Milk Link has reported solid half-year results on the back of a number of new contract wins this year.

Turnover at the farmer-owned co-op was up 18% to £278m, while pre-tax profit rose 24% to £9.3m. Group EBITDA rose 14% to £17.5m.

The company had boosted its income and long-term earning potential this year by winning a range of new own-label contracts with Sainsbury's, M&S, Tesco, Waitrose, Morrisons and the Co-op, chief executive Neil Kennedy said.

Milk Link also announced this week it had secured a long-term contract to supply most of Waitrose's own-label Cheddar from October 2009. The company will supply all the supermarket's own brand mild, medium, mature and extra mature Cheddar, with production due to start at Taw Valley in the coming weeks.

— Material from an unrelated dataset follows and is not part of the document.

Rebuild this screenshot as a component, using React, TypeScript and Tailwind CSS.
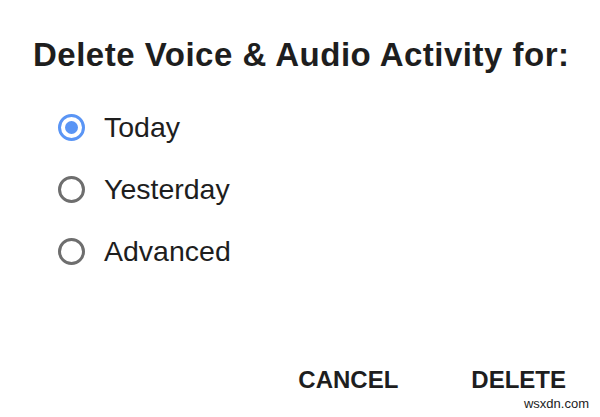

It will also be packing all Waitrose's third-party farmhouse Cheddars and territorial cheeses at Oswestry.

Yet despite the optimism, Milk Link echoed the views of rivals Dairy Crest and Robert Wiseman, who predicted an increasingly challenging market in their results last week. Weaker consumer demand, lower and more volatile dairy commodity prices and the growing threat of cheaper imports at the value end of the market were a worry, the company said. Nevertheless it expected demand for British-produced dairy to grow in the medium term.

Milk Link made a £4m processing interest payment to members in May, and expected to at least match that again when the next payment was due, said Kennedy. "Milk Link performed satisfactorily in the first half of the current financial year and we are well positioned to cope with the growing economic challenges and instability facing dairy," he added.

One of the only negatives in Milk Link's results came with the announcement that group borrowings were up £5.3m year-on-year to £92.7m as a result of increased stock funding required following milk price increases and greater demand for mature cheese.